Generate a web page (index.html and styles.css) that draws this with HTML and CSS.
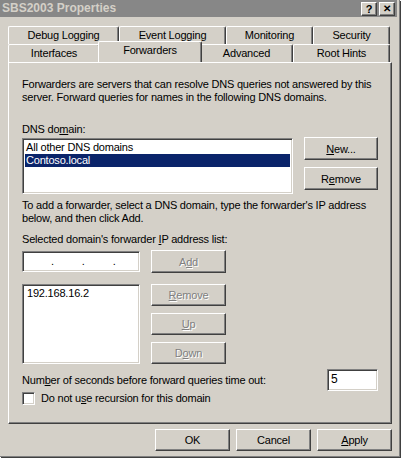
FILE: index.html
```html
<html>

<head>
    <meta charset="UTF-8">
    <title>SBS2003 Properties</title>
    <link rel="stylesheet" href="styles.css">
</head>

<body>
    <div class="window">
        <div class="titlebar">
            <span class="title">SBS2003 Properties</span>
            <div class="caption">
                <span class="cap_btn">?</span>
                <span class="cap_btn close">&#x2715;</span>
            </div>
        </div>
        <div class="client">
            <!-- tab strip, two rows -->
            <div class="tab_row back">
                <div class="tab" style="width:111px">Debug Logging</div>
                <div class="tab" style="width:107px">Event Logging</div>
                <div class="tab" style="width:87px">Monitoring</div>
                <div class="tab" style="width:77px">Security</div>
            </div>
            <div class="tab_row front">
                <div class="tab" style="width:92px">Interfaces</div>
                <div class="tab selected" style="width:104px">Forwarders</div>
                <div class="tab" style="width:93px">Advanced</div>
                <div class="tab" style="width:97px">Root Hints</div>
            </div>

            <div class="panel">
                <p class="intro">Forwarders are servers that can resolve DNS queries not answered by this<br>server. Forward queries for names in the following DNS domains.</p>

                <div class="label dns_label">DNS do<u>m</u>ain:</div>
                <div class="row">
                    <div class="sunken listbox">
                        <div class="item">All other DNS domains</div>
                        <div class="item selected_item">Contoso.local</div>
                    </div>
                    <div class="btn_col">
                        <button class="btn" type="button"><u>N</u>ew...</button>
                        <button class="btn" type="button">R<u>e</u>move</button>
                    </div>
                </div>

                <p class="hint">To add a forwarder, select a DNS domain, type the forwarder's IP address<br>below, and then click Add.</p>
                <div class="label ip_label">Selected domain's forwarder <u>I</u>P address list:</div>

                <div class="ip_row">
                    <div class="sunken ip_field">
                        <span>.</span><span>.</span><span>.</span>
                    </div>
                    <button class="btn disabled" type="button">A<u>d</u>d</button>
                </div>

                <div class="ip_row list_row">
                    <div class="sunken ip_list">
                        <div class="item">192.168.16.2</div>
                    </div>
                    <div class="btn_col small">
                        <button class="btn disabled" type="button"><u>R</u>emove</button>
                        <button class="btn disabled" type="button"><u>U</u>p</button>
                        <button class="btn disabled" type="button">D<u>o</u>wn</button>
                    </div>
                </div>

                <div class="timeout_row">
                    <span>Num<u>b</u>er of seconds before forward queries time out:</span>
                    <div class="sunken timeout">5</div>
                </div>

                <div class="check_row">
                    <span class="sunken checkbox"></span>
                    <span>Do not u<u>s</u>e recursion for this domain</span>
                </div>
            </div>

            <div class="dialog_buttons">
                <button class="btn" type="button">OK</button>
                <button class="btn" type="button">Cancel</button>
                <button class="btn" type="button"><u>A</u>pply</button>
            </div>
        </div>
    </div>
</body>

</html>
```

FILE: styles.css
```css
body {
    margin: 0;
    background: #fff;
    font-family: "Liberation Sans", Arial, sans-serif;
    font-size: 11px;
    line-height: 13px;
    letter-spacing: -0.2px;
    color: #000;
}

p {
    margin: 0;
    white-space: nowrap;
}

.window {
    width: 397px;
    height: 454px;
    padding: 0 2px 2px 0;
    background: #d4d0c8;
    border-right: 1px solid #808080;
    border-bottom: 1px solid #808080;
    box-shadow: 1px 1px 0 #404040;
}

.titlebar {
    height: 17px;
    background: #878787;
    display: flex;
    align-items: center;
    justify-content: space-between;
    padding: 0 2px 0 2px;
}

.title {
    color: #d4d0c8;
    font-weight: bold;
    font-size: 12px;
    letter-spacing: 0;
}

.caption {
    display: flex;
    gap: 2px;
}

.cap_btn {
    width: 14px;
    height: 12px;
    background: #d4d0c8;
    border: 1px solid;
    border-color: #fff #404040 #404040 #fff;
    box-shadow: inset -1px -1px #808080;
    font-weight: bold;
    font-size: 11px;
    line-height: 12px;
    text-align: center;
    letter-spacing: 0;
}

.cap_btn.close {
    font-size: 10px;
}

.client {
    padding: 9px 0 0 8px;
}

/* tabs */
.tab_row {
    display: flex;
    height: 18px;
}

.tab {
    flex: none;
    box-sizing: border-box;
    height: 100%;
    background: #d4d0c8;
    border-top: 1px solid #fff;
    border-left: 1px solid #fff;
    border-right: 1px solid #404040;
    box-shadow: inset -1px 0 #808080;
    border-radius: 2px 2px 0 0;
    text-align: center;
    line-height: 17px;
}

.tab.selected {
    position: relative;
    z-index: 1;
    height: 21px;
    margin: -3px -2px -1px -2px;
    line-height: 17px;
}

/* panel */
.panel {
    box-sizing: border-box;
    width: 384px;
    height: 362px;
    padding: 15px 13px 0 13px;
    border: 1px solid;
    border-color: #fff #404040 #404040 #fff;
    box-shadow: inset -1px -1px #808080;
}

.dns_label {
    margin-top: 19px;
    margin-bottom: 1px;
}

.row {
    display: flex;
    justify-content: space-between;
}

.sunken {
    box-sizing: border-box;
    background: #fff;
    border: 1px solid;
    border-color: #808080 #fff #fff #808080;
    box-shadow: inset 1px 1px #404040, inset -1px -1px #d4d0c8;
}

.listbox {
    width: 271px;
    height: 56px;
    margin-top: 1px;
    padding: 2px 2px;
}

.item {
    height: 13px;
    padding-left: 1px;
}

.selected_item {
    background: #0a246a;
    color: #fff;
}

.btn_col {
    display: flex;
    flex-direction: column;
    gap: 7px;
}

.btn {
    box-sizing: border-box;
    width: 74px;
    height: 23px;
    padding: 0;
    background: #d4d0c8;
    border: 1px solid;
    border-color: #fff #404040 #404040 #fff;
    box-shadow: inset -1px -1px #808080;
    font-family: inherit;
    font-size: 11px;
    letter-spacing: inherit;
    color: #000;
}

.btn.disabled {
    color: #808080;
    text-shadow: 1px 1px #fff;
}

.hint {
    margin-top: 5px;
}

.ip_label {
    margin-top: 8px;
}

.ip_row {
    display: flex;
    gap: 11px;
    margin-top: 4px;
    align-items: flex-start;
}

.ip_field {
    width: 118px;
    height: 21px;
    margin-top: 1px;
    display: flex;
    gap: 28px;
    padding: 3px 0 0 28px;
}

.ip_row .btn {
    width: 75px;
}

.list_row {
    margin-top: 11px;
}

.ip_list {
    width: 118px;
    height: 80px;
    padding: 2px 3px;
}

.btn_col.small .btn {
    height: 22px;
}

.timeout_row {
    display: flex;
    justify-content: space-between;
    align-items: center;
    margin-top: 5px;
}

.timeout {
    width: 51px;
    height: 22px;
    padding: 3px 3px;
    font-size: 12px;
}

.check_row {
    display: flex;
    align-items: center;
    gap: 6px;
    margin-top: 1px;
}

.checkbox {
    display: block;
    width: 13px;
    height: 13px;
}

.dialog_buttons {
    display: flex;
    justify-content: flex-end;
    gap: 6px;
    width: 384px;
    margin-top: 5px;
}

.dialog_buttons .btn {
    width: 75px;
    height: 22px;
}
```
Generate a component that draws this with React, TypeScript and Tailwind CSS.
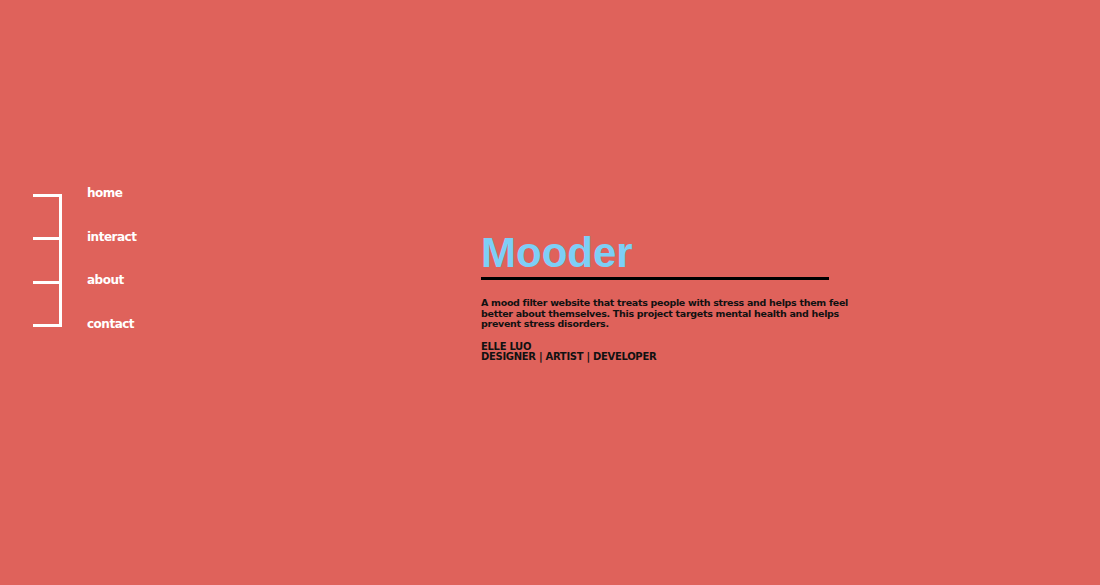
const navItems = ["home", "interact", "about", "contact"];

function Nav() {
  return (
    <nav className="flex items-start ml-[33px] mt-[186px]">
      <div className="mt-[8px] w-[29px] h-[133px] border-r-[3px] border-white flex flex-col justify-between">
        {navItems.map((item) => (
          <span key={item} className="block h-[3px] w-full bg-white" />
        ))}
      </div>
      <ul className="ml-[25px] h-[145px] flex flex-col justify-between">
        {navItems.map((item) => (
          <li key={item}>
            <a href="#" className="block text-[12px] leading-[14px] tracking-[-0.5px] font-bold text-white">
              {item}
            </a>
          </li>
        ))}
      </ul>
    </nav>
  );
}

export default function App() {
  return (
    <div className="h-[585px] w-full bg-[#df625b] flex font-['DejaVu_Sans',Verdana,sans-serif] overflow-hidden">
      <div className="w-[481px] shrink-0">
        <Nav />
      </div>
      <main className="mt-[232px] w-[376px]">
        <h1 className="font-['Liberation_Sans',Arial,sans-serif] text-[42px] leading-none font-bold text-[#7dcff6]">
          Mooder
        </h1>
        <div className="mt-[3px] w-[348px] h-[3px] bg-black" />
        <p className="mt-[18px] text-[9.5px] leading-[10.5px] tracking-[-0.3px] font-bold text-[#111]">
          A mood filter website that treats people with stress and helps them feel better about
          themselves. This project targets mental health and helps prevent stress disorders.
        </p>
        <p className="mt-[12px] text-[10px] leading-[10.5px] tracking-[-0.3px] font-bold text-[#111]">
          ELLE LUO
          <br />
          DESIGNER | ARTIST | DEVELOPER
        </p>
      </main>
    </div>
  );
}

○ ○ ○ ○

Short task
Go through the material above and count the lines that contain "draws"; give that number alone.

Written solution
2